--- Start ---

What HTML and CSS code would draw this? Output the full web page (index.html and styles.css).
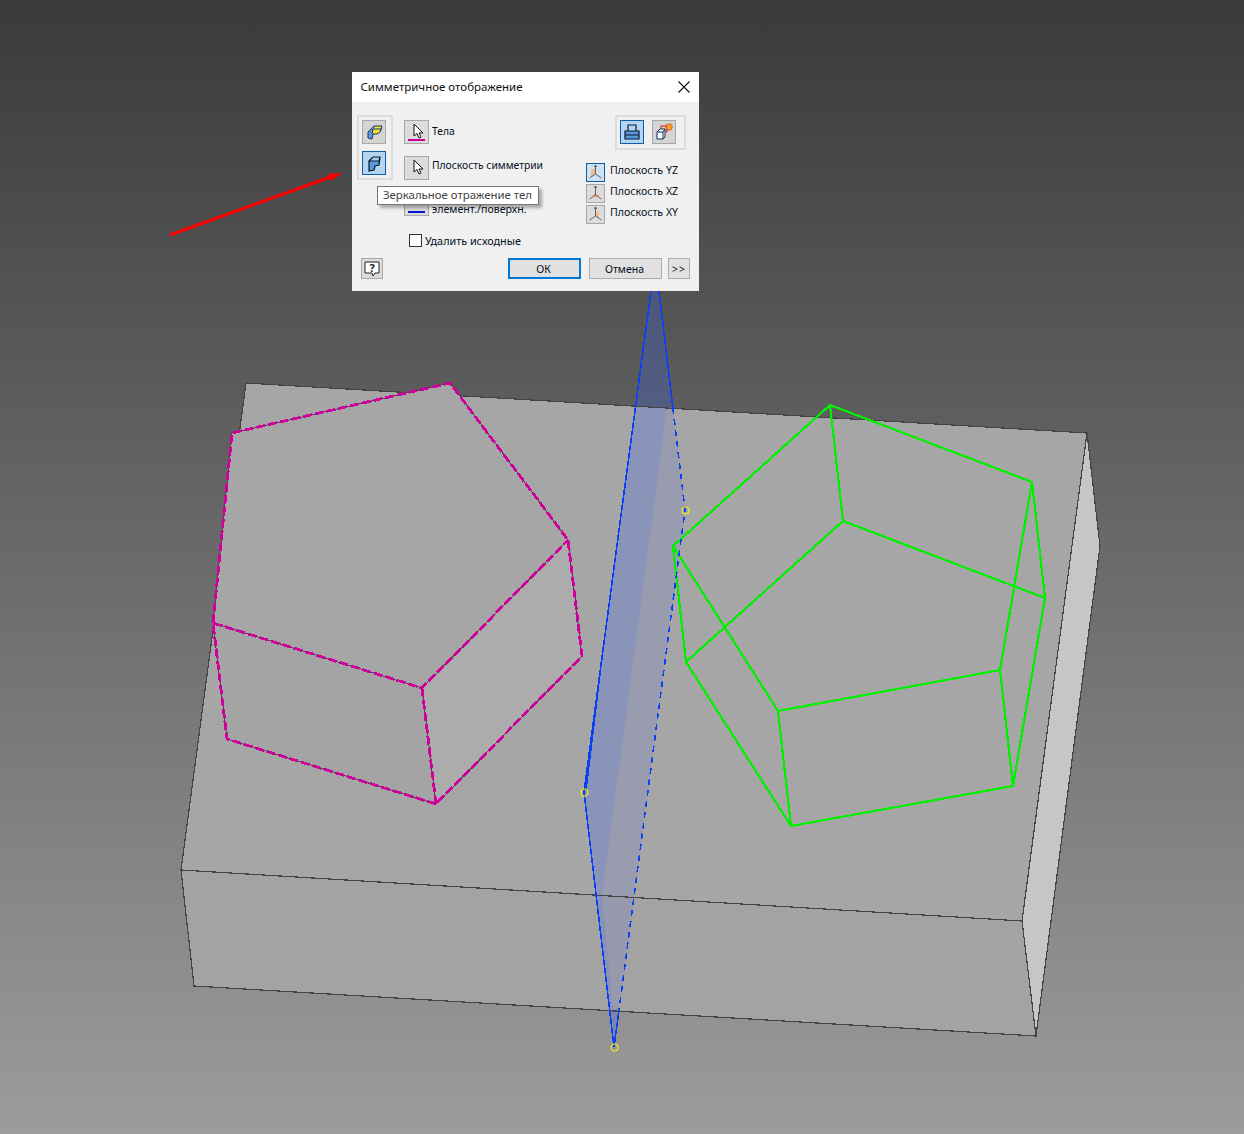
FILE: index.html
```html
<!DOCTYPE html>
<html lang="ru">
<head>
<meta charset="utf-8">
<title>Симметричное отображение</title>
<link rel="stylesheet" href="styles.css">
</head>
<body>
<main class="scene">
  <svg class="model" width="1244" height="1134" viewBox="0 0 1244 1134">
    <polygon class="face-top" points="246,383 1087,433 1022,921 181,870"/>
    <polygon class="face-front" points="181,870 1022,921 1036,1036 194,986"/>
    <polygon class="face-side" points="1087,433 1100,546 1036,1036 1022,921"/>
    <polygon class="plane-strong" points="651,291 659,291 672.9,408 635.6,406"/>
    <polygon class="plane-strong" points="635.6,406 667,408 602,895 613,1011 609.6,1010 584,792"/>
    <polygon class="plane-weak" points="667,408 672.9,408 685,510 618.9,1011 613,1011 602,895"/>
    <polygon class="plane-strong" points="609.6,1010 618.9,1011 614,1047"/>
    <polyline class="edge" points="246,383 1087,433 1022,921 181,870 246,383"/>
    <polyline class="edge" points="181,870 194,986 1036,1036 1022,921"/>
    <polyline class="edge" points="1087,433 1100,546 1036,1036"/>
    <polygon class="solid-top" points="232,433 450,383 568,540 422,688 213,623"/>
    <polygon class="solid-side" points="568,540 582,656 436,804 422,688"/>
    <polygon class="solid-front" points="213,623 422,688 436,804 227,739"/>
    <g class="magenta-under">
      <polyline points="213,623 232,433 450,383 568,540 582,656 436,804 227,739 213,623 422,688 568,540"/>
      <line x1="422" y1="688" x2="436" y2="804"/>
    </g>
    <g class="magenta">
      <polyline points="213,623 232,433 450,383 568,540 582,656 436,804 227,739 213,623 422,688 568,540"/>
      <line x1="422" y1="688" x2="436" y2="804"/>
    </g>
    <g class="green">
      <polygon points="830,405 1032,482 1045,598 843,521"/>
      <polyline points="830,405 673,546 686,662 843,521"/>
      <polyline points="673,546 778,711 1000,670 1032,482"/>
      <polyline points="686,662 791,826 1013,786 1045,598"/>
      <line x1="778" y1="711" x2="791" y2="826"/>
      <line x1="1000" y1="670" x2="1013" y2="786"/>
    </g>
    <g class="blue">
      <polyline points="651,291 584,792 614,1047"/>
      <line x1="659" y1="291" x2="672.9" y2="408"/>
      <line x1="601" y1="665" x2="586" y2="790"/>
      <line x1="618.9" y1="1011" x2="614" y2="1047"/>
    </g>
    <polyline class="blue-dash" points="672.9,408 685,510 618.9,1011"/>
    <g class="points">
      <circle cx="685.5" cy="510.5" r="3.5"/>
      <circle cx="584.5" cy="792.5" r="3.5"/>
      <circle cx="614.5" cy="1047.5" r="3.5"/>
    </g>
    <line class="arrow-shaft" x1="170" y1="235" x2="333" y2="176"/>
    <polygon class="arrow-head" points="342,173 328,174 331,181"/>
  </svg>

  <section class="dialog">
    <header class="titlebar">
      <span class="title">Симметричное отображение</span>
      <svg class="close" width="12" height="12" viewBox="0 0 12 12"><path d="M.5.5l11 11M11.500.5l-11 11"/></svg>
    </header>
    <div class="content">
      <div class="main">
        <div class="group modes">
          <button class="tool">
            <svg width="18" height="18" viewBox="0 0 18 18"><path class="i-blue" d="M3 9l6-6h2L8 10l-1 6-4-1z"/><path class="i-yellow" d="M8 6l3-3h6l-2 6-3 2H7z"/><path class="i-line" d="M3 9l6-6h8l-2 6-3 2H8l-1 5-4-1zM8 6h9M8 6l-1 5"/></svg>
          </button>
          <button class="tool on">
            <svg width="18" height="18" viewBox="0 0 18 18"><path class="i-blue" d="M4 7l4-4h7l-1 8-4 1-1 4-5 1z"/><path class="i-pale" d="M8 3h7l-1 4H4z"/><path class="i-dark" d="M4 7l4-4h7l-1 8-4 1-1 4-5 1zM4 7h10l1-4"/></svg>
          </button>
        </div>
        <div class="inputs">
          <div class="pick-row">
            <button class="pick">
              <svg width="16" height="18" viewBox="0 0 16 18"><path class="i-cursor" d="M5 1v12l3-2.500L10 15l2-1-2-4h4z"/></svg>
              <i class="swatch magenta-swatch"></i>
            </button>
            <span class="label">Тела</span>
          </div>
          <div class="pick-row">
            <button class="pick">
              <svg width="16" height="18" viewBox="0 0 16 18"><path class="i-cursor" d="M5 1v12l3-2.500L10 15l2-1-2-4h4z"/></svg>
            </button>
            <span class="label label-high">Плоскость симметрии</span>
          </div>
          <div class="pick-row">
            <button class="pick">
              <i class="swatch blue-swatch"></i>
            </button>
            <span class="label label-low">элемент./поверхн.</span>
          </div>
        </div>
        <div class="side">
          <div class="group ops">
            <button class="tool on">
              <svg width="18" height="18" viewBox="0 0 18 18"><path class="i-blue" d="M2 8h14v8H2z"/><path class="i-dark" d="M5 2h8v6h3v8H2V8h3zM5 8h8M2 12h14"/></svg>
            </button>
            <button class="tool">
              <svg width="20" height="20" viewBox="0 0 20 20"><path class="i-white" d="M3 10l3-3h5v8l-2 2H3z"/><path class="i-navy" d="M3 10l3-3h5v8l-2 2H3zM3 10h6v7M9 10l2-3"/><path class="i-redline" d="M7 7V4h6v6h-2"/><path class="i-star" d="M15 1l1 2 2-1-1 2 2 1-2 1 1 2-2-1-1 2-1-2-2 1 1-2-2-1 2-1-1-2 2 1z"/></svg>
            </button>
          </div>
          <ul class="planes">
            <li class="plane-row">
              <button class="axis on">
                <svg width="17" height="17" viewBox="0 0 17 17"><path class="i-orange" d="M4 6l4-2v6l-4 3z"/><path class="i-axis" d="M8.500 1v9M7 3l1.500-2L10 3M8.500 10l-6 4M8.500 10l6 4"/></svg>
              </button>
              <span class="plane-name">Плоскость YZ</span>
            </li>
            <li class="plane-row">
              <button class="axis">
                <svg width="17" height="17" viewBox="0 0 17 17"><path class="i-orange" d="M8.500 8l4 2.500-4 2.500-4-2.500z"/><path class="i-axis" d="M8.500 1v9M7 3l1.500-2L10 3M8.500 10l-6 4M8.500 10l6 4"/></svg>
              </button>
              <span class="plane-name">Плоскость XZ</span>
            </li>
            <li class="plane-row">
              <button class="axis">
                <svg width="17" height="17" viewBox="0 0 17 17"><path class="i-orange" d="M9 5l3 2v6l-3-3z"/><path class="i-axis" d="M8.500 1v9M7 3l1.500-2L10 3M8.500 10l-6 4M8.500 10l6 4"/></svg>
              </button>
              <span class="plane-name">Плоскость XY</span>
            </li>
          </ul>
        </div>
      </div>
      <label class="check-row"><i class="check"></i><span class="label check-text">Удалить исходные</span></label>
      <footer class="footer">
        <button class="help">
          <svg width="18" height="18" viewBox="0 0 18 18"><path class="i-bubble" d="M2 2h14v11h-4l-2 3-1-3H2z"/><text class="help-mark" x="9" y="11.500">?</text></svg>
        </button>
        <button class="btn default">ОК</button>
        <button class="btn">Отмена</button>
        <button class="btn more">&gt;&gt;</button>
      </footer>
    </div>
    <div class="tooltip">Зеркальное отражение тел</div>
  </section>
</main>
</body>
</html>
```

FILE: styles.css
```css
* { box-sizing: border-box; }
html, body { margin: 0; padding: 0; }
body { font-family: "Noto Sans", "Open Sans", sans-serif; }

.scene {
  position: relative;
  width: 1244px;
  height: 1134px;
  overflow: hidden;
  background: linear-gradient(#3a3a3a, #9c9c9c);
}
.model { display: block; }
.face-top { fill: #a6a6a6; }
.face-front { fill: #a3a3a3; }
.face-side { fill: #c6c6c6; }
.solid-top { fill: #a6a6a6; }
.solid-front { fill: #a4a4a4; }
.solid-side { fill: #acacac; }
.plane-strong { fill: rgb(54, 94, 238); fill-opacity: .25; }
.plane-weak { fill: rgb(54, 94, 238); fill-opacity: .12; }
.edge { fill: none; stroke: #444; stroke-width: 1.2; shape-rendering: crispEdges; }
.magenta-under polyline, .magenta-under line { fill: none; stroke: #4a4a4a; stroke-width: 1; shape-rendering: crispEdges; }
.magenta polyline, .magenta line { fill: none; stroke: #d0009c; stroke-width: 2.8; stroke-dasharray: 9 3; shape-rendering: crispEdges; }
.green polygon, .green polyline, .green line { fill: none; stroke: #00f000; stroke-width: 2.2; shape-rendering: crispEdges; }
.blue polyline, .blue line { fill: none; stroke: #0a40f5; stroke-width: 1.6; shape-rendering: crispEdges; }
.blue-dash { fill: none; stroke: #0a40f5; stroke-width: 1.6; stroke-dasharray: 6 5; shape-rendering: crispEdges; }
.points circle { fill: none; stroke: #f5ea10; stroke-width: 1.2; }
.arrow-shaft { stroke: #ff0000; stroke-width: 3; }
.arrow-head { fill: #ff0000; }

.dialog {
  position: absolute;
  left: 352px;
  top: 72px;
  width: 347px;
  height: 219px;
  display: flex;
  flex-direction: column;
  background: #f0f0f0;
  color: #05101f;
}
.titlebar {
  height: 30px;
  flex: none;
  display: flex;
  align-items: center;
  justify-content: space-between;
  padding: 0 9px 1px 8.500px;
  background: #fff;
}
.title { font-size: 11.500px; color: #111; }
.close path { fill: none; stroke: #111; stroke-width: 1.100; }

.content { flex: 1; display: flex; flex-direction: column; }
.main { display: flex; height: 132px; padding: 13px 13px 0 5px; }
button { padding: 0; margin: 0; font: inherit; color: inherit; display: flex; align-items: center; justify-content: center; }

.group { border: 2px solid #dcdcdc; }
.modes {
  width: 36px;
  height: 65px;
  display: flex;
  flex-direction: column;
  gap: 7px;
  padding: 3px;
  flex: none;
}
.tool {
  width: 24px;
  height: 24px;
  flex: none;
  background: #d4d4d4;
  border: 1px solid #a8a8a8;
}
.tool.on { background: #b4d4f0; border: 1px solid #0a5ea8; }

.inputs { margin-left: 11px; padding-top: 5px; display: flex; flex-direction: column; gap: 12px; width: 150px; flex: none; }
.pick-row { display: flex; align-items: center; gap: 3px; height: 24px; }
.pick {
  position: relative;
  width: 25px;
  height: 24px;
  flex: none;
  background: #dcdcdc;
  border: 1px solid #a8a8a8;
}
.swatch { position: absolute; left: 3px; right: 3px; bottom: 2px; height: 2px; }
.magenta-swatch { background: #cc0099; }
.blue-swatch { background: #0018c8; }
.label { font-size: 10.300px; line-height: 14px; white-space: nowrap; padding-bottom: 3px; }
.label-high { padding-bottom: 7px; }
.label-low { padding: 10px 0 0; font-size: 10.600px; }

.side { margin-left: auto; width: 100px; display: flex; flex-direction: column; align-items: flex-end; }
.ops { width: 71px; height: 35px; display: flex; gap: 8px; padding: 3px; }
.planes { list-style: none; margin: 13px 0 0; padding: 0; width: 100%; display: flex; flex-direction: column; gap: 2px; }
.plane-row { display: flex; gap: 5px; height: 19px; }
.axis { width: 19px; height: 19px; flex: none; background: #dcdcdc; border: 1px solid #a8a8a8; }
.axis.on { background: #cfe2f3; border-color: #0a5ea8; }
.plane-name { font-size: 10.600px; line-height: 14px; white-space: nowrap; }

.check-row { display: flex; align-items: center; gap: 3px; height: 13px; margin-left: 57px; }
.check { width: 13px; height: 13px; flex: none; background: #fff; border: 1px solid #333; }
.check-row .check-text { padding: 0; font-size: 10.800px; }

.footer { display: flex; margin-top: 11px; height: 21px; padding: 0 9px; }
.help { width: 22px; height: 21px; background: #dcdcdc; border: 1px solid #a8a8a8; margin-right: 125px; }
.btn { width: 73px; height: 21px; font-size: 10.500px; background: #e1e1e1; border: 1px solid #adadad; margin-right: 8px; padding-right: 2px; }
.btn.default { border: 2px solid #0078d7; }
.btn.more { width: 22px; margin: 0 0 0 -2px; padding: 0; letter-spacing: 1px; }

.tooltip {
  position: absolute;
  left: 25px;
  top: 114px;
  width: 162px;
  height: 19px;
  padding-left: 5px;
  font-size: 11.400px;
  line-height: 15px;
  white-space: nowrap;
  color: #444;
  background: #fff;
  border: 1px solid #767676;
  box-shadow: 3px 3px 3px rgba(0, 0, 0, .3);
}

.i-blue { fill: #5b9bd8; }
.i-pale { fill: #a9cdee; }
.i-yellow { fill: #f7df3a; }
.i-line { fill: none; stroke: #14365c; stroke-width: 1; }
.i-dark { fill: none; stroke: #06182e; stroke-width: 1.200; }
.i-cursor { fill: #fff; stroke: #111; stroke-width: 1; }
.i-white { fill: #fff; }
.i-navy { fill: none; stroke: #0a2a5e; stroke-width: 1; }
.i-redline { fill: none; stroke: #d81818; stroke-width: 1; }
.i-star { fill: #f8a020; stroke: #d04010; stroke-width: .5; }
.i-orange { fill: #f4b88c; }
.i-axis { fill: none; stroke: #444; stroke-width: .8; }
.i-bubble { fill: #fff; stroke: #222; stroke-width: 1; }
.help-mark { font-size: 11px; font-weight: 700; text-anchor: middle; fill: #222; }
```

--- End ---

Written instruction —
Select every line of the material above holding the word "styles" and copy it.

Solution to this exercise —
What HTML and CSS code would draw this? Output the full web page (index.html and styles.css).
<link rel="stylesheet" href="styles.css">
FILE: styles.css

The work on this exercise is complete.